Estes temas, ainda que complexos e um pouco desconhecidos da maior parte da comunidade jurídica, merecem especial atenção dos notários, registradores e seus prepostos, principalmente agora que foi transferido à esfera extrajudicial, com o advento da Lei Federal n.° 11.441, de 04 de janeiro de 2007, parte da competência para a lavratura de inventários e partilhas. Entender e dominar com perfeição estes temas pode vir a ser o diferencial que separa um ótimo prestador de um serviço público delegado e aquele que vive somente de modelos pré-determinados e pouco engajado com as mutações legislativas atuais.
Conhecer a nova ordem de vocação hereditária e a sucessão do companheiro é compromisso que todos os notários, registradores e seus prepostos assumiram desde a entrada em vigor da Lei Federal n.° 11.441, de 04 de janeiro de 2007. Conhecer os temas acima estudados, portanto, é conhecer e fazer aplicar um direito constitucionalmente garantido, isto é, o direito à herança (art. 5.°, inciso XXX, da Constituição Federal de 1988).
[1] “No regime de separação legal de bens, comunicam-se os adquiridos na constância do casamento”.

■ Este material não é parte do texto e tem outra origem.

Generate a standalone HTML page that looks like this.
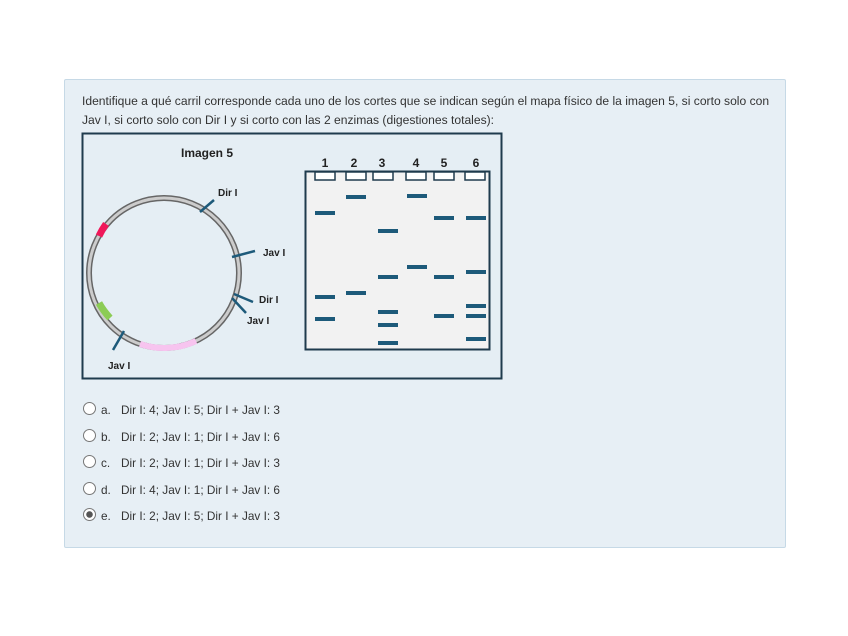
<!DOCTYPE html>
<html><head><meta charset="utf-8"><style>
body{margin:0;width:848px;height:636px;background:#fff;font-family:"Liberation Sans",sans-serif;position:relative;overflow:hidden}
.panel{position:absolute;left:64px;top:79px;width:720px;height:467px;background:#e7eff5;border:1px solid #c6d9e6;border-radius:2px}
.q{position:absolute;left:82px;top:92px;width:720px;font-size:12.1px;line-height:19px;color:#333;white-space:nowrap}
.opt{position:absolute;left:83px;font-size:11.8px;color:#333}
.opt .r{position:absolute;left:0;top:-1px;width:11px;height:11px;border:1px solid #777;border-radius:50%;background:#fff}
.opt .l{position:absolute;left:18px;top:0}
.opt .t{position:absolute;left:38px;top:0;white-space:nowrap}
</style></head><body>
<div class="panel"></div>
<div class="q">Identifique a qué carril corresponde cada uno de los cortes que se indican según el mapa físico de la imagen 5, si corto solo con<br>Jav I, si corto solo con Dir I y si corto con las 2 enzimas (digestiones totales):</div>
<svg style="position:absolute;left:0;top:0" width="848" height="636">
<rect x="82.5" y="133.5" width="419" height="245" fill="#e5eef4" stroke="#1f3b4d" stroke-width="2"/>
<text x="181" y="157" font-size="12" font-weight="bold" fill="#222" font-family="Liberation Sans">Imagen 5</text>
<circle cx="164" cy="273" r="75" fill="none" stroke="#666" stroke-width="6"/>
<circle cx="164" cy="273" r="75" fill="none" stroke="#ccc" stroke-width="3"/>
<path d="M99 236 A75 75 0 0 1 106 224" stroke="#f0185a" stroke-width="7" fill="none"/>
<path d="M99 303 A75 75 0 0 0 110 318" stroke="#8ccc55" stroke-width="7" fill="none"/>
<path d="M140 344 A75 75 0 0 0 196 341" stroke="#f7c4ef" stroke-width="6" fill="none"/>
<g stroke="#1d5a7a" stroke-width="2.5">
<line x1="200" y1="212" x2="214" y2="200"/>
<line x1="232" y1="257" x2="255" y2="251"/>
<line x1="234" y1="294" x2="253" y2="302"/>
<line x1="232" y1="298" x2="246" y2="313"/>
<line x1="124" y1="331" x2="113" y2="350"/>
</g>
<g font-size="10" font-weight="bold" fill="#222" font-family="Liberation Sans">
<text x="218" y="196">Dir I</text><text x="263" y="256">Jav I</text>
<text x="259" y="303">Dir I</text><text x="247" y="324">Jav I</text>
<text x="108" y="369">Jav I</text>
</g>
<rect x="305.5" y="171.5" width="184" height="178" fill="#f2f2f2" stroke="#1f3b4d" stroke-width="2"/>
<g font-size="12" font-weight="bold" fill="#222" font-family="Liberation Sans" text-anchor="middle">
<text x="325" y="167">1</text><text x="354" y="167">2</text><text x="382" y="167">3</text><text x="416" y="167">4</text><text x="444" y="167">5</text><text x="476" y="167">6</text>
</g>
<g fill="#fff" stroke="#1f3b4d" stroke-width="1.5">
<rect x="315" y="172" width="20" height="8"/><rect x="346" y="172" width="20" height="8"/><rect x="373" y="172" width="20" height="8"/><rect x="406" y="172" width="20" height="8"/><rect x="434" y="172" width="20" height="8"/><rect x="465" y="172" width="20" height="8"/>
</g>
<g fill="#1d5a7a">
<rect x="315" y="211" width="20" height="4"/><rect x="315" y="295" width="20" height="4"/><rect x="315" y="317" width="20" height="4"/>
<rect x="346" y="195" width="20" height="4"/><rect x="346" y="291" width="20" height="4"/>
<rect x="378" y="229" width="20" height="4"/><rect x="378" y="275" width="20" height="4"/><rect x="378" y="310" width="20" height="4"/><rect x="378" y="323" width="20" height="4"/><rect x="378" y="341" width="20" height="4"/>
<rect x="407" y="194" width="20" height="4"/><rect x="407" y="265" width="20" height="4"/>
<rect x="434" y="216" width="20" height="4"/><rect x="434" y="275" width="20" height="4"/><rect x="434" y="314" width="20" height="4"/>
<rect x="466" y="216" width="20" height="4"/><rect x="466" y="270" width="20" height="4"/><rect x="466" y="304" width="20" height="4"/><rect x="466" y="314" width="20" height="4"/><rect x="466" y="337" width="20" height="4"/>
</g>
</svg>
<div class="opt" style="top:403px"><span class="r"></span><span class="l">a.</span><span class="t">Dir I: 4; Jav I: 5; Dir I + Jav I: 3</span></div>
<div class="opt" style="top:430px"><span class="r"></span><span class="l">b.</span><span class="t">Dir I: 2; Jav I: 1; Dir I + Jav I: 6</span></div>
<div class="opt" style="top:456px"><span class="r"></span><span class="l">c.</span><span class="t">Dir I: 2; Jav I: 1; Dir I + Jav I: 3</span></div>
<div class="opt" style="top:483px"><span class="r"></span><span class="l">d.</span><span class="t">Dir I: 4; Jav I: 1; Dir I + Jav I: 6</span></div>
<div class="opt" style="top:509px"><span class="r" style="background:radial-gradient(circle,#555 0 3px,#fff 3.5px)"></span><span class="l">e.</span><span class="t">Dir I: 2; Jav I: 5; Dir I + Jav I: 3</span></div>
</body></html>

[2] Duas outras teorias aplicam de forma diversa e antagônica o preceito contido na norma do art. 1.832 do Código de 2002. A primeira delas entende que o cônjuge sobrevivente deve receber por cabeça, em condições de igualdade com os demais herdeiros, sejam eles seus descendentes ou não. Assim, de acordo com esta teoria, em nosso exemplo hipotético, ‘B’ e os demais herdeiros do falecido receberiam, cada um, 1/9 da herança do falecido. Não nos parece correta esta teoria já que, à evidência, deixa de aplicar a parte final do retro citado art. 1.832 do Código Civil, que garante ao cônjuge sobrevivente, em situações análogas à ora estudada, um mínimo de ¼ da herança do “de cujus”. A última teoria, por sua vez, manda aplicar ao caso uma complexa formula matemática, aparentemente de difícil compreensão, o que nos parece, com todo o respeito, incorreto, já que a função do profissional do direito é aplicar o mesmo aos fatos concretos e não elaborar cálculos matemáticos inteligíveis e de difícil aplicação.